* Begin Available records *

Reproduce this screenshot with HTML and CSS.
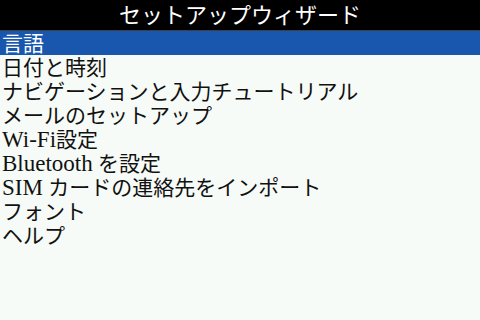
FILE: index.html
```html
<!DOCTYPE html>
<html lang="ja">
  <head>
    <meta charset="UTF-8" />
    <title>セットアップウィザード</title>
    <link rel="stylesheet" href="styles.css">
  </head>
  <body>
    <div class="title-bar">セットアップウィザード</div>
    <ul class="menu">
      <li class="selected">言語</li>
      <li>日付と時刻</li>
      <li>ナビゲーションと入力チュートリアル</li>
      <li>メールのセットアップ</li>
      <li><span class="latin">Wi-Fi</span>設定</li>
      <li><span class="latin">Bluetooth</span> を設定</li>
      <li><span class="latin">SIM</span> カードの連絡先をインポート</li>
      <li>フォント</li>
      <li>ヘルプ</li>
    </ul>
  </body>
</html>
```
FILE: styles.css
```css
* {
  margin: 0;
  padding: 0;
  box-sizing: border-box;
}
body {
  width: 480px;
  height: 320px;
  background: #f7fbf7;
  font-family: "Liberation Serif", "Noto Sans CJK JP", serif;
  overflow: hidden;
}

/* Title */
.title-bar {
  height: 31px;
  background: #000;
  border-bottom: 1px solid #3a3f48;
  color: #fff;
  font-size: 22px;
  line-height: 31px;
  text-align: center;
}

/* Menu list */
.menu {
  list-style: none;
}
.menu li {
  height: 24px;
  padding: 2px 0 0 2px;
  font-size: 21px;
  line-height: 22px;
  color: #111;
  white-space: nowrap;
}
.menu li.selected {
  background: #1857ad;
  color: #fff;
}
.menu .latin {
  font-size: 23px;
}
```
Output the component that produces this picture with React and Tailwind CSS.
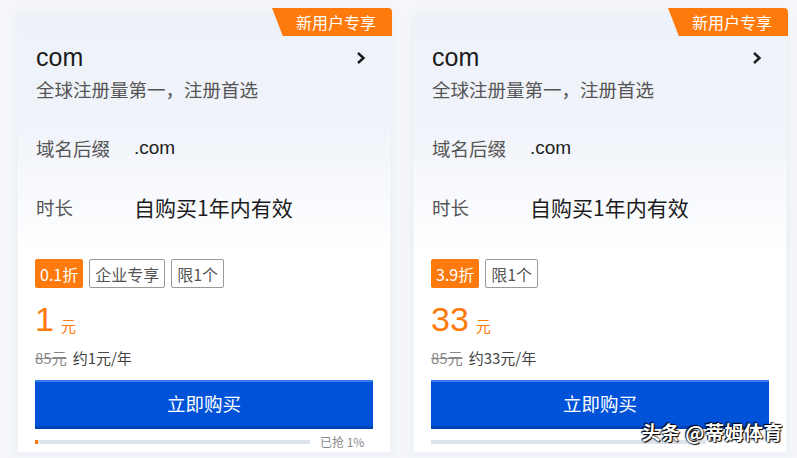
import React from "react";

const cards = [
  { discount: "0.1折", tags: ["企业专享", "限1个"], price: "1", perYear: "约1元/年", sold: "已抢 1%", progress: 1 },
  { discount: "3.9折", tags: ["限1个"], price: "33", perYear: "约33元/年", sold: "", progress: 0 },
];

function Chevron() {
  return (
    <svg width="10" height="14" viewBox="0 0 10 14" className="mt-[2px]">
      <polyline points="2,2 7.5,7 2,12" fill="none" stroke="#1a1a1a" strokeWidth="2.4" />
    </svg>
  );
}

function Card({ card }) {
  return (
    <div className="relative w-[374px] h-[439px] bg-white border border-[#f4f6fa] shadow-[0_0_6px_rgba(180,190,210,0.25)] flex flex-col">
      {/* badge */}
      <div className="absolute -top-[7px] -right-[2px] w-[120px] h-[28px] bg-[#ff7a0c] rounded-tr-[4px] [clip-path:polygon(0_0,100%_0,100%_100%,9%_100%)] flex items-center justify-center pl-[8px] text-white text-[16px]">
        新用户专享
      </div>

      {/* top section */}
      <div className="h-[240px] bg-gradient-to-b from-[#edf1f9] via-[#f1f4fa] to-white px-[18px] pt-[28px]">
        <div className="flex items-center justify-between pr-[6px]">
          <span className="text-[25px] leading-[28px] text-[#1c1c1c] font-['Liberation_Sans','Noto_Sans_CJK_SC',sans-serif]">com</span>
          <Chevron />
        </div>
        <div className="mt-[6px] text-[18.5px] leading-[24px] text-[#555]">全球注册量第一，注册首选</div>
        <div className="mt-[35px] flex text-[18.5px] leading-[24px]">
          <span className="w-[98px] text-[#555]">域名后缀</span>
          <span className="text-[#222] font-['Liberation_Sans','Noto_Sans_CJK_SC',sans-serif] text-[19px]">.com</span>
        </div>
        <div className="mt-[35px] flex text-[18.5px] leading-[24px]">
          <span className="w-[98px] text-[#555]">时长</span>
          <span className="text-[#1c1c1c] text-[21px]">自购买1年内有效</span>
        </div>
      </div>

      {/* bottom section */}
      <div className="px-[17px] pt-[4px] flex flex-col">
        <div className="flex gap-[6px]">
          <span className="h-[29px] px-[5px] flex items-center bg-[#ff7a0c] rounded-[2px] text-white text-[16px]">{card.discount}</span>
          {card.tags.map(t => (
            <span key={t} className="h-[29px] px-[5px] flex items-center border border-[#999] rounded-[2px] text-[#555] text-[16px]">{t}</span>
          ))}
        </div>
        <div className="mt-[13px] flex items-end h-[36px] text-[#ff7a0c]">
          <span className="text-[34px] leading-[36px] font-['Liberation_Sans',sans-serif]">{card.price}</span>
          <span className="ml-[7px] mb-[1px] text-[15px] leading-[20px]">元</span>
        </div>
        <div className="mt-[11px] flex items-center text-[15px] leading-[20px]">
          <span className="line-through text-[#888]">85元</span>
          <span className="ml-[6px] text-[#444]">{card.perYear}</span>
        </div>
        <button className="mt-[12px] h-[49px] w-full bg-[#0052d9] border-t-[2px] border-t-[#3a7bf0] border-b-[3px] border-b-[#0042b8] text-white text-[18.5px]">
          立即购买
        </button>
        <div className="mt-[6px] flex items-center h-[14px]">
          <div className="w-[275px] h-[4px] bg-[#dfe3ea] flex">
            {card.progress > 0 && <div className="w-[3px] h-full bg-[#ff7a0c]" />}
          </div>
          <span className="ml-[10px] text-[12px] text-[#888]">{card.sold}</span>
        </div>
      </div>
    </div>
  );
}

export default function App() {
  return (
    <div className="relative w-[797px] h-[458px] bg-[#f4f6fa] overflow-hidden font-['Noto_Sans_CJK_SC',sans-serif]">
      <div className="flex gap-[22px] pl-[17px] pt-[14px]">
        {cards.map((c, i) => (
          <Card key={i} card={c} />
        ))}
      </div>
      {/* watermark */}
      <div className="absolute right-[14px] bottom-[12px] text-white text-[19px] font-bold tracking-[0.5px] [text-shadow:0_0_2px_#000,1px_1px_1px_#000,-1px_-1px_1px_#000]">
        头条 @蒂姆体育
      </div>
    </div>
  );
}
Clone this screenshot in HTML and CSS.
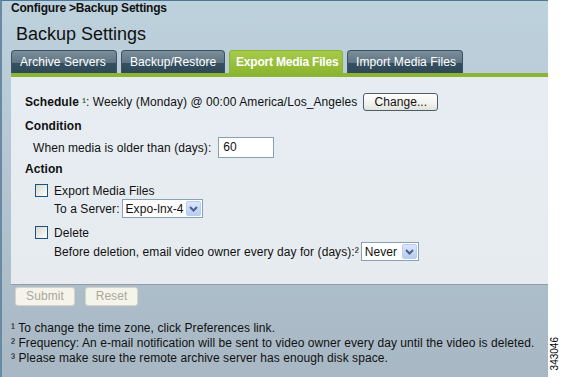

* End Available records *

**Directions**. Without the images, write out each line of the data verbatim.

**Right answer**.
Reproduce this screenshot with HTML and CSS.
FILE: index.html
```html
<!DOCTYPE html>
<html lang="ja">
  <head>
    <meta charset="UTF-8" />
    <title>セットアップウィザード</title>
    <link rel="stylesheet" href="styles.css">
  </head>
  <body>
    <div class="title-bar">セットアップウィザード</div>
    <ul class="menu">
      <li class="selected">言語</li>
      <li>日付と時刻</li>
      <li>ナビゲーションと入力チュートリアル</li>
      <li>メールのセットアップ</li>
      <li><span class="latin">Wi-Fi</span>設定</li>
      <li><span class="latin">Bluetooth</span> を設定</li>
      <li><span class="latin">SIM</span> カードの連絡先をインポート</li>
      <li>フォント</li>
      <li>ヘルプ</li>
    </ul>
  </body>
</html>
```
FILE: styles.css
```css
* {
  margin: 0;
  padding: 0;
  box-sizing: border-box;
}
body {
  width: 480px;
  height: 320px;
  background: #f7fbf7;
  font-family: "Liberation Serif", "Noto Sans CJK JP", serif;
  overflow: hidden;
}

/* Title */
.title-bar {
  height: 31px;
  background: #000;
  border-bottom: 1px solid #3a3f48;
  color: #fff;
  font-size: 22px;
  line-height: 31px;
  text-align: center;
}

/* Menu list */
.menu {
  list-style: none;
}
.menu li {
  height: 24px;
  padding: 2px 0 0 2px;
  font-size: 21px;
  line-height: 22px;
  color: #111;
  white-space: nowrap;
}
.menu li.selected {
  background: #1857ad;
  color: #fff;
}
.menu .latin {
  font-size: 23px;
}
```
Output the component that produces this picture with React and Tailwind CSS.
import React from "react";

const cards = [
  { discount: "0.1折", tags: ["企业专享", "限1个"], price: "1", perYear: "约1元/年", sold: "已抢 1%", progress: 1 },
  { discount: "3.9折", tags: ["限1个"], price: "33", perYear: "约33元/年", sold: "", progress: 0 },
];

function Chevron() {
  return (
    <svg width="10" height="14" viewBox="0 0 10 14" className="mt-[2px]">
      <polyline points="2,2 7.5,7 2,12" fill="none" stroke="#1a1a1a" strokeWidth="2.4" />
    </svg>
  );
}

function Card({ card }) {
  return (
    <div className="relative w-[374px] h-[439px] bg-white border border-[#f4f6fa] shadow-[0_0_6px_rgba(180,190,210,0.25)] flex flex-col">
      {/* badge */}
      <div className="absolute -top-[7px] -right-[2px] w-[120px] h-[28px] bg-[#ff7a0c] rounded-tr-[4px] [clip-path:polygon(0_0,100%_0,100%_100%,9%_100%)] flex items-center justify-center pl-[8px] text-white text-[16px]">
        新用户专享
      </div>

      {/* top section */}
      <div className="h-[240px] bg-gradient-to-b from-[#edf1f9] via-[#f1f4fa] to-white px-[18px] pt-[28px]">
        <div className="flex items-center justify-between pr-[6px]">
          <span className="text-[25px] leading-[28px] text-[#1c1c1c] font-['Liberation_Sans','Noto_Sans_CJK_SC',sans-serif]">com</span>
          <Chevron />
        </div>
        <div className="mt-[6px] text-[18.5px] leading-[24px] text-[#555]">全球注册量第一，注册首选</div>
        <div className="mt-[35px] flex text-[18.5px] leading-[24px]">
          <span className="w-[98px] text-[#555]">域名后缀</span>
          <span className="text-[#222] font-['Liberation_Sans','Noto_Sans_CJK_SC',sans-serif] text-[19px]">.com</span>
        </div>
        <div className="mt-[35px] flex text-[18.5px] leading-[24px]">
          <span className="w-[98px] text-[#555]">时长</span>
          <span className="text-[#1c1c1c] text-[21px]">自购买1年内有效</span>
        </div>
      </div>

      {/* bottom section */}
      <div className="px-[17px] pt-[4px] flex flex-col">
        <div className="flex gap-[6px]">
          <span className="h-[29px] px-[5px] flex items-center bg-[#ff7a0c] rounded-[2px] text-white text-[16px]">{card.discount}</span>
          {card.tags.map(t => (
            <span key={t} className="h-[29px] px-[5px] flex items-center border border-[#999] rounded-[2px] text-[#555] text-[16px]">{t}</span>
          ))}
        </div>
        <div className="mt-[13px] flex items-end h-[36px] text-[#ff7a0c]">
          <span className="text-[34px] leading-[36px] font-['Liberation_Sans',sans-serif]">{card.price}</span>
          <span className="ml-[7px] mb-[1px] text-[15px] leading-[20px]">元</span>
        </div>
        <div className="mt-[11px] flex items-center text-[15px] leading-[20px]">
          <span className="line-through text-[#888]">85元</span>
          <span className="ml-[6px] text-[#444]">{card.perYear}</span>
        </div>
        <button className="mt-[12px] h-[49px] w-full bg-[#0052d9] border-t-[2px] border-t-[#3a7bf0] border-b-[3px] border-b-[#0042b8] text-white text-[18.5px]">
          立即购买
        </button>
        <div className="mt-[6px] flex items-center h-[14px]">
          <div className="w-[275px] h-[4px] bg-[#dfe3ea] flex">
            {card.progress > 0 && <div className="w-[3px] h-full bg-[#ff7a0c]" />}
          </div>
          <span className="ml-[10px] text-[12px] text-[#888]">{card.sold}</span>
        </div>
      </div>
    </div>
  );
}

export default function App() {
  return (
    <div className="relative w-[797px] h-[458px] bg-[#f4f6fa] overflow-hidden font-['Noto_Sans_CJK_SC',sans-serif]">
      <div className="flex gap-[22px] pl-[17px] pt-[14px]">
        {cards.map((c, i) => (
          <Card key={i} card={c} />
        ))}
      </div>
      {/* watermark */}
      <div className="absolute right-[14px] bottom-[12px] text-white text-[19px] font-bold tracking-[0.5px] [text-shadow:0_0_2px_#000,1px_1px_1px_#000,-1px_-1px_1px_#000]">
        头条 @蒂姆体育
      </div>
    </div>
  );
}
Clone this screenshot in HTML and CSS.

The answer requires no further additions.